Records to use:
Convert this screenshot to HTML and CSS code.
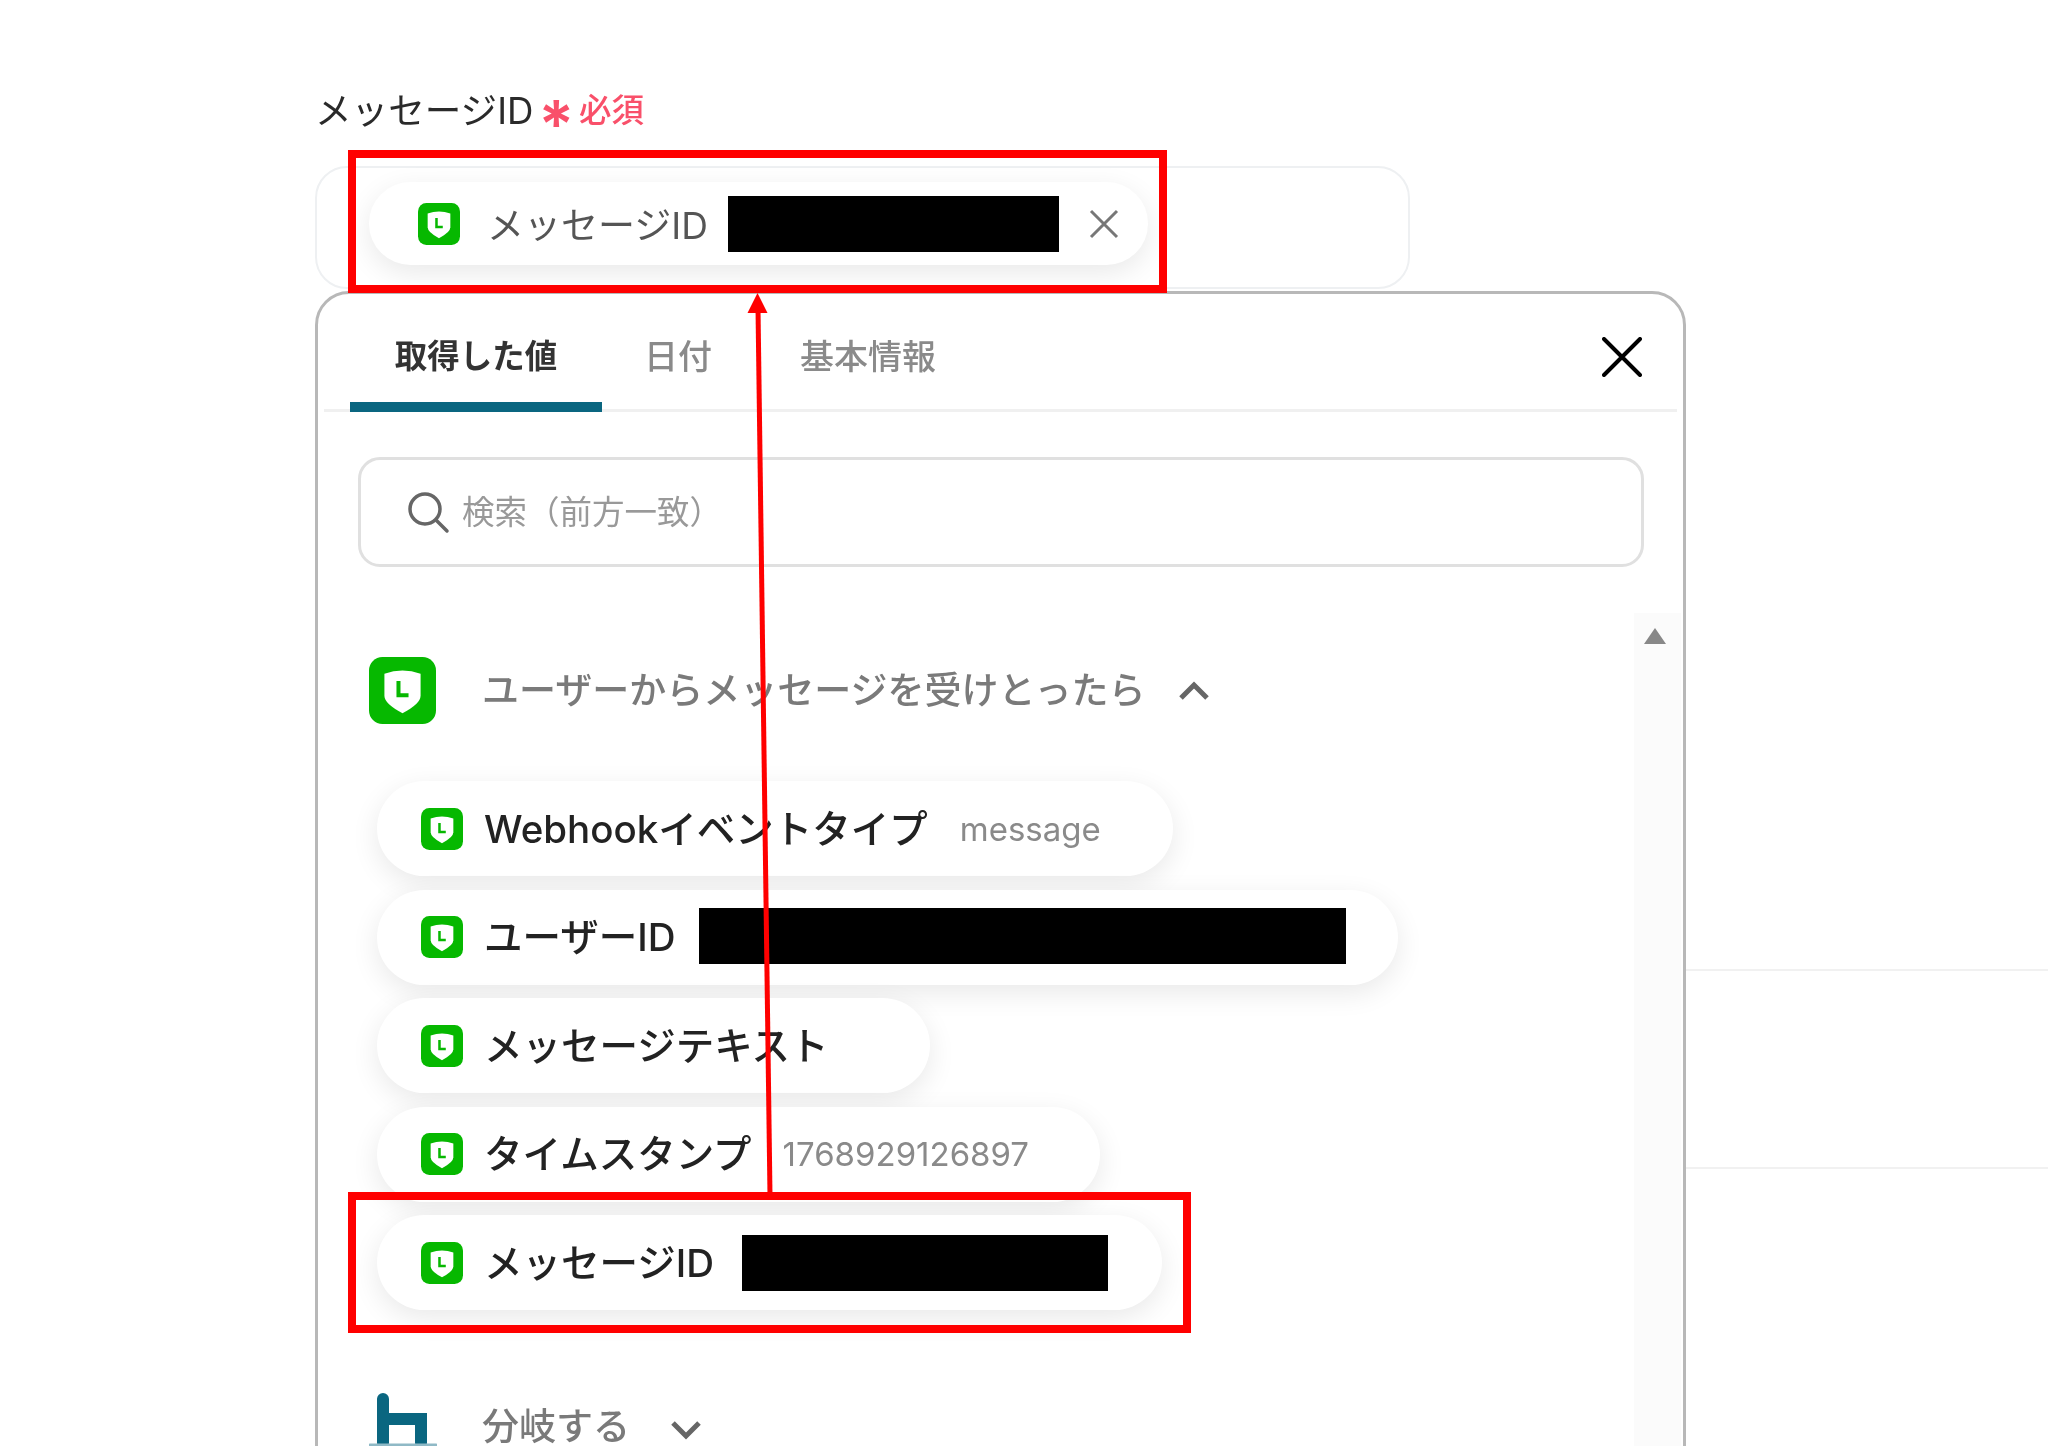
FILE: index.html
```html
<!DOCTYPE html>
<html lang="ja">
<head>
<meta charset="utf-8">
<title>メッセージID</title>
<link rel="stylesheet" href="styles.css">
</head>
<body>
<svg class="defs" width="0" height="0" aria-hidden="true">
  <symbol id="line" viewBox="0 0 100 100">
    <rect width="100" height="100" rx="20" fill="#06b800"/>
    <path d="M23 25Q50 15 77 25V58Q77 70 50 84Q23 70 23 58Z" fill="#fff"/>
    <path d="M44 36V57H59" fill="none" stroke="#06b800" stroke-width="6"/>
  </symbol>
</svg>
<div class="page">
  <div class="form">
    <div class="label"><span>メッセージID</span><span class="req"><span class="star">*</span>必須</span></div>
    <div class="field">
      <div class="chip chip-top">
        <svg class="ico"><use href="#line"/></svg>
        <span class="chip-name">メッセージID</span>
        <span class="mask mask-top"></span>
        <svg class="chip-x" viewBox="0 0 32 32"><path d="M3 3L29 29M29 3L3 29"/></svg>
      </div>
    </div>
    <div class="panel">
      <div class="tabs">
        <div class="tab active">取得した値</div>
        <div class="tab">日付</div>
        <div class="tab">基本情報</div>
        <svg class="close" viewBox="0 0 40 40"><path d="M2 2L38 38M38 2L2 38"/></svg>
      </div>
      <div class="search">
        <svg class="search-ico" viewBox="0 0 44 44"><circle cx="19" cy="19" r="15"/><path d="M30 30L41 41"/></svg>
        <span class="search-text">検索（前方一致）</span>
      </div>
      <div class="body">
        <div class="list">
          <div class="group">
            <svg class="group-ico"><use href="#line"/></svg>
            <span class="group-name">ユーザーからメッセージを受けとったら</span>
            <svg class="chev" viewBox="0 0 32 20"><path d="M3 17L16 4L29 17"/></svg>
          </div>
          <div class="chips">
            <div class="chip chip-a">
              <svg class="ico"><use href="#line"/></svg>
              <span class="chip-name">Webhookイベントタイプ</span>
              <span class="val val-a">message</span>
            </div>
            <div class="chip chip-b">
              <svg class="ico"><use href="#line"/></svg>
              <span class="chip-name">ユーザーID</span>
              <span class="mask mask-b"></span>
            </div>
            <div class="chip chip-c">
              <svg class="ico"><use href="#line"/></svg>
              <span class="chip-name">メッセージテキスト</span>
            </div>
            <div class="chip chip-d">
              <svg class="ico"><use href="#line"/></svg>
              <span class="chip-name">タイムスタンプ</span>
              <span class="val val-d">1768929126897</span>
            </div>
            <div class="chip chip-e">
              <svg class="ico"><use href="#line"/></svg>
              <span class="chip-name">メッセージID</span>
              <span class="mask mask-e"></span>
            </div>
          </div>
          <div class="group group-next">
            <svg class="branch-ico" viewBox="0 0 68 56"><path d="M14 6V50M14 26H52V50"/><path class="foot" d="M1 52H67"/></svg>
            <span class="group-name">分岐する</span>
            <svg class="chev" viewBox="0 0 32 20"><path d="M3 3L16 16L29 3"/></svg>
          </div>
        </div>
        <div class="scroll"><div class="scroll-up"></div></div>
      </div>
    </div>
  </div>
  <div class="side">
    <div class="side-line first"></div>
    <div class="side-line second"></div>
  </div>
  <div class="mark mark-top"></div>
  <div class="mark mark-bottom"></div>
  <svg class="arrow" viewBox="0 0 30 902"><path class="shaft" d="M24 902L12 15"/><path class="head" d="M11.500 0L1.500 20H21.500Z"/></svg>
</div>
</body>
</html>
```
FILE: styles.css
```css
* { box-sizing: border-box; }
html, body { margin: 0; padding: 0; background: #fff; }
body { font-family: Inter, "Noto Sans CJK JP", "Noto Sans", sans-serif; color: #333; }
.defs { position: absolute; }
.page { position: relative; width: 2048px; height: 1446px; overflow: hidden; display: flex; padding: 88px 0 0 315px; }
.form { flex: 0 0 1371px; filter: blur(.5px); }
.side { flex: 1; }
.side-line { height: 2px; background: #f1f1f1; }
.side-line.first { margin-top: 881px; }
.side-line.second { margin-top: 196px; }

.label { height: 46px; display: flex; align-items: center; gap: 5px; font-size: 36.600px; line-height: 46px; color: #2a2a2a; }
.req { color: #f9506a; font-size: 32.500px; font-weight: 500; display: flex; align-items: center; gap: 5px; }
.star { font-size: 66px; line-height: 46px; height: 46px; margin-top: 26px; font-weight: 600; }

.field { margin-top: 32px; width: 1095px; height: 123px; border: 2px solid #eef0f2; border-radius: 32px; padding: 14px 0 0 52px; }
.chip { display: flex; align-items: center; background: #fff; border-radius: 48px; box-shadow: 0 8px 28px rgba(0,0,0,.09); font-size: 38.500px; font-weight: 500; color: #222; white-space: nowrap; }
.chip-top { width: 779px; height: 83px; padding-left: 49px; font-weight: 400; color: #555; }
.ico { width: 42px; height: 42px; flex: none; }
.chip-name { margin-left: 21px; padding-bottom: 6px; }
.chip-top .chip-name { margin-left: 27px; padding-bottom: 2px; font-size: 37px; }
.mask { background: #000; flex: none; height: 56px; }
.mask-top { width: 331px; margin-left: 20px; }
.chip-x { width: 32px; height: 32px; margin-left: 29px; }
.chip-x path { fill: none; stroke: #777; stroke-width: 3; }

.panel { margin-top: 2px; width: 1371px; height: 1200px; border: 3px solid #b8b8b8; border-radius: 34px; background: #fff; position: relative; }
.tabs { height: 118px; margin: 0 6px; display: flex; padding-left: 26px; border-bottom: 3px solid #f0f0f0; position: relative; }
.tab { height: 118px; padding: 35px 46px 0 42px; font-size: 34px; line-height: 56px; font-weight: 500; color: #8a8a8a; }
.tab.active { width: 252px; padding: 35px 0 0; text-align: center; font-size: 32.500px; font-weight: 700; color: #333; border-bottom: 10px solid #0a6680; border-radius: 8px 8px 0 0; }
.close { position: absolute; right: 35px; top: 43px; width: 40px; height: 40px; }
.close path { fill: none; stroke: #000; stroke-width: 4; stroke-linecap: round; }

.search { margin: 45px 0 0 40px; width: 1286px; height: 110px; border: 3px solid #e0e0e0; border-radius: 22px; display: flex; align-items: center; padding-left: 45px; gap: 12px; font-size: 32.500px; color: #999; }
.search-ico { width: 44px; height: 44px; flex: none; }
.search-ico circle, .search-ico path { fill: none; stroke: #666; stroke-width: 3.500; stroke-linecap: round; }
.search-text { padding-bottom: 6px; }

.body { display: flex; margin-top: 46px; }
.list { flex: 1; padding: 44px 0 0 51px; }
.scroll { flex: 0 0 47px; height: 900px; background: #fbfbfb; margin-right: 2px; padding-top: 15px; }
.scroll-up { width: 0; height: 0; margin-left: 10px; border-left: 11px solid transparent; border-right: 11px solid transparent; border-bottom: 16px solid #888; }

.group { display: flex; align-items: center; height: 67px; }
.group-ico { width: 67px; height: 67px; flex: none; }
.group-name { margin-left: 46px; padding-bottom: 6px; font-size: 37px; font-weight: 500; color: #7a7a7a; white-space: nowrap; }
.chev { width: 32px; height: 20px; margin-left: 33px; flex: none; }
.chev path { fill: none; stroke: #666; stroke-width: 5; }

.chips { margin: 57px 0 0 8px; display: flex; flex-direction: column; gap: 13.500px; }
.chip-a, .chip-b, .chip-c, .chip-d, .chip-e { height: 95px; padding-left: 44px; }
.chip-a { width: 796px; }
.chip-b { width: 1021px; }
.chip-c { width: 553px; }
.chip-d { width: 723px; }
.chip-e { width: 785px; }
.val { font-size: 33px; font-weight: 400; color: #8a8a8a; }
.val-a { margin-left: 32px; }
.val-d { margin-left: 31px; }
.mask-b { width: 647px; margin-left: 23px; margin-bottom: 2px; }
.mask-e { width: 366px; margin-left: 28px; }

.group-next { margin-top: 83px; }
.branch-ico { width: 68px; height: 56px; flex: none; align-self: flex-start; }
.branch-ico path { fill: none; stroke: #0a6680; stroke-width: 12; stroke-linecap: round; }
.branch-ico .foot { stroke: #8fb9c6; stroke-width: 3; }
.group-next .group-name { margin: 0 0 0 45px; padding-bottom: 0; font-size: 37px; line-height: 37px; }
.group-next .chev { margin: 6px 0 0 40px; }

.mark { position: absolute; border: 8px solid #f00; }
.mark-top { left: 348px; top: 150px; width: 819px; height: 143px; }
.mark-bottom { left: 348px; top: 1192px; width: 843px; height: 141px; }
.arrow { position: absolute; left: 746px; top: 293px; width: 30px; height: 902px; }
.shaft { fill: none; stroke: #f00; stroke-width: 5; }
.head { fill: #f00; }
```
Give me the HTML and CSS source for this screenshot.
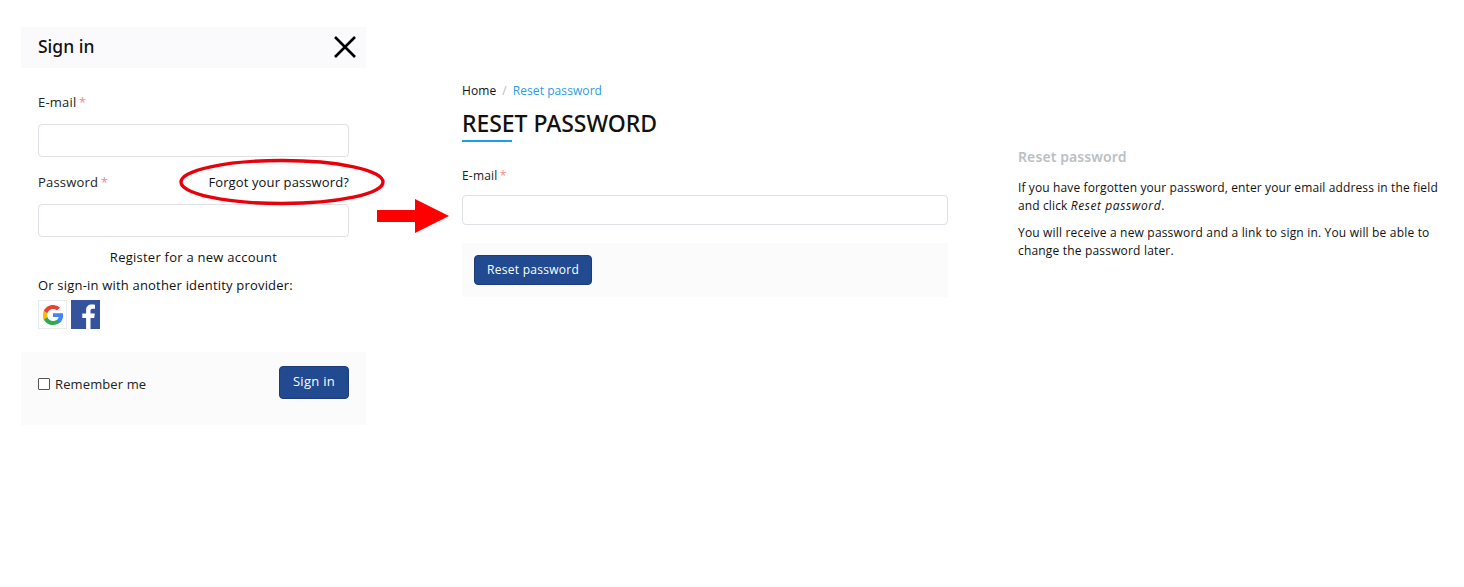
FILE: index.html
```html
<!DOCTYPE html>
<html lang="en">
<head>
<meta charset="utf-8">
<title>Reset password</title>
<link rel="stylesheet" href="styles.css">
</head>
<body>
<div class="page">
  <section class="modal">
    <header class="modal-head">
      <h2 class="modal-title">Sign in</h2>
      <svg class="close" width="24" height="24" viewBox="0 0 24 24"><path d="M2 2 22 22M22 2 2 22" stroke="#000" stroke-width="2.6" fill="none"/></svg>
    </header>
    <div class="modal-body">
      <div class="label-row first"><span class="label">E-mail <span class="req">*</span></span></div>
      <div class="input"></div>
      <div class="label-row"><span class="label">Password <span class="req">*</span></span><a class="link">Forgot your password?</a></div>
      <div class="input"></div>
      <a class="register">Register for a new account</a>
      <p class="providers">Or sign-in with another identity provider:</p>
      <div class="idp">
        <span class="idp-btn google">
          <svg width="22" height="22" viewBox="0 0 48 48"><path fill="#4285F4" d="M46 24.5c0-1.6-.1-3.100-.4-4.500H24v8.600h12.400c-.5 2.800-2.100 5.200-4.500 6.800v5.600h7.300C43.500 37 46 31.300 46 24.500z"/><path fill="#34A853" d="M24 46c6.100 0 11.200-2 14.900-5.500l-7.300-5.600c-2 1.400-4.600 2.200-7.600 2.200-5.900 0-10.800-4-12.600-9.300H3.900v5.800C7.500 40.900 15.200 46 24 46z"/><path fill="#FBBC05" d="M11.400 28.800c-.5-1.400-.7-2.800-.7-4.300s.3-3 .7-4.300v-5.800H3.900C2.700 17 2 20.400 2 24.500s.7 7 1.900 10.100l7.500-5.800z"/><path fill="#EA4335" d="M24 10.700c3.300 0 6.300 1.100 8.600 3.400l6.500-6.500C35.200 4 30.100 2 24 2 15.200 2 7.500 7.100 3.900 14.400l7.500 5.800c1.800-5.400 6.700-9.500 12.600-9.500z"/></svg>
        </span>
        <span class="idp-btn facebook">
          <svg width="29" height="29" viewBox="0 0 29 29"><path fill="#fff" d="M19.500 29V18h3.700l.6-4.400h-4.300v-2.800c0-1.300.4-2.100 2.200-2.100h2.300V4.800c-.4-.1-1.800-.2-3.300-.2-3.300 0-5.600 2-5.600 5.700v3.300H11.300V18h3.800v11z"/></svg>
        </span>
      </div>
    </div>
    <footer class="modal-foot">
      <label class="remember"><span class="checkbox"></span>Remember me</label>
      <button class="btn btn-signin">Sign in</button>
    </footer>
  </section>

  <main class="content">
    <nav class="crumbs"><a class="crumb-home">Home</a><span class="sep">/</span><a class="crumb-now">Reset password</a></nav>
    <h1 class="page-title">RESET PASSWORD</h1>
    <div class="label-row reset-label"><span class="label">E-mail <span class="req">*</span></span></div>
    <div class="input reset-input"></div>
    <div class="actions"><button class="btn">Reset password</button></div>
  </main>

  <aside class="help">
    <h3 class="help-title">Reset password</h3>
    <p class="help-first">If you have forgotten your password, enter your email address in the field and click <em>Reset password</em>.</p>
    <p>You will receive a new password and a link to sign in. You will be able to change the password later.</p>
  </aside>
</div>

<svg class="mark-ellipse" width="206" height="48" viewBox="0 0 206 48"><ellipse cx="103" cy="24" rx="101" ry="21.500" fill="none" stroke="#e8000a" stroke-width="3.400"/></svg>
<svg class="mark-arrow" width="72" height="34" viewBox="0 0 72 34"><path d="M0 11H38V0L72 17 38 34V23H0z" fill="#f00"/></svg>
</body>
</html>
```
FILE: styles.css
```css
* { box-sizing: border-box; }
html, body { margin: 0; height: 100%; background: #fff; }
body {
  font-family: "Open Sans", "Noto Sans", sans-serif;
  font-size: 13px;
  letter-spacing: .19px;
  color: #111;
  position: relative;
  overflow: hidden;
}
p { margin: 0; }
.page { display: flex; align-items: flex-start; padding: 27px 0 0 21px; }

.modal { width: 345px; flex: none; }
.modal-head {
  height: 41px;
  background: #fafafc;
  display: flex;
  align-items: center;
  justify-content: space-between;
  padding: 0 9px 0 17px;
}
.close { margin-top: -2px; }
.modal-title {
  margin: -3px 0 0;
  font: 500 17.500px/24px "Noto Sans", sans-serif;
  letter-spacing: 0;
  color: #111;
}
.modal-body { padding: 24px 17px 0; }
.label-row {
  display: flex;
  justify-content: space-between;
  align-items: center;
  height: 20px;
  margin: 0 0 12px;
}
.label { color: #222; }
.req { color: #f08a8a; margin-left: -1px; }
.link { color: #111; letter-spacing: .12px; }
.input {
  height: 33px;
  border: 1px solid #dfdfe6;
  border-radius: 4px;
  background: #fff;
  margin-bottom: 15px;
}
.register { display: block; text-align: center; line-height: 20px; margin-top: -5px; letter-spacing: .25px; }
.providers { margin-top: 8px; line-height: 20px; }
.idp { display: flex; gap: 4px; margin-top: 5px; }
.idp-btn {
  width: 29px;
  height: 29px;
  display: flex;
  align-items: center;
  justify-content: center;
}
.google { border: 1px solid #e8ecef; }
.facebook { background: #34539c; }
.modal-foot {
  margin-top: 23px;
  height: 73px;
  background: #fbfbfb;
  display: flex;
  align-items: flex-start;
  justify-content: space-between;
  padding: 14px 17px 0;
}
.remember { display: flex; align-items: center; gap: 5px; margin-top: 8px; height: 20px; color: #222; letter-spacing: .12px; }
.checkbox { width: 12px; height: 12px; border: 1px solid #555; border-radius: 1px; background: #fff; }
.btn {
  height: 33px;
  padding: 0 13px;
  font: inherit;
  letter-spacing: .28px;
  color: #fff;
  background: #224a90;
  border: 1px solid #1b3c78;
  border-radius: 4px;
}
.btn-signin { padding-bottom: 3px; }

.content { width: 486px; flex: none; margin: 54px 0 0 96px; }
.crumbs { display: flex; align-items: center; height: 18px; font-size: 12px; letter-spacing: .08px; }
.crumb-home { color: #111; }
.sep { color: #bbb; margin: 0 6px 0 6px; }
.crumb-now { color: #2a9be8; }
.page-title {
  display: block;
  margin: 9px 0 0;
  font: 500 23px/30px "Noto Sans", sans-serif;
  letter-spacing: -.05px;
  color: #111;
  position: relative;
  padding-bottom: 4px;
}
.page-title::after {
  content: "";
  position: absolute;
  left: 0;
  bottom: 0;
  width: 50px;
  height: 2px;
  background: #18a0ee;
}
.reset-label { margin: 23px 0 10px; font-size: 12px; }
.reset-input { height: 30px; margin-bottom: 18px; }
.actions { height: 54px; background: #fbfbfb; padding: 12px 12px; }
.actions .btn { height: 30px; padding: 0 12px 1px; font-size: 12px; }

.help { width: 425px; flex: none; margin: 120px 0 0 70px; font-size: 12px; line-height: 18px; letter-spacing: .18px; }
.help-title {
  margin: 0 0 12px;
  font: 600 14px/20px "Noto Sans", sans-serif;
  letter-spacing: .1px;
  color: #bbc0c4;
}
.help p { margin-bottom: 9px; }
.help .help-first { letter-spacing: .12px; }
.help-first em { letter-spacing: .6px; }

.mark-ellipse { position: absolute; left: 179px; top: 158px; }
.mark-arrow { position: absolute; left: 377px; top: 199px; }
```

Request:
Work out the count of lines containing the word "this", then write only that count.

Solution to the exercise:
2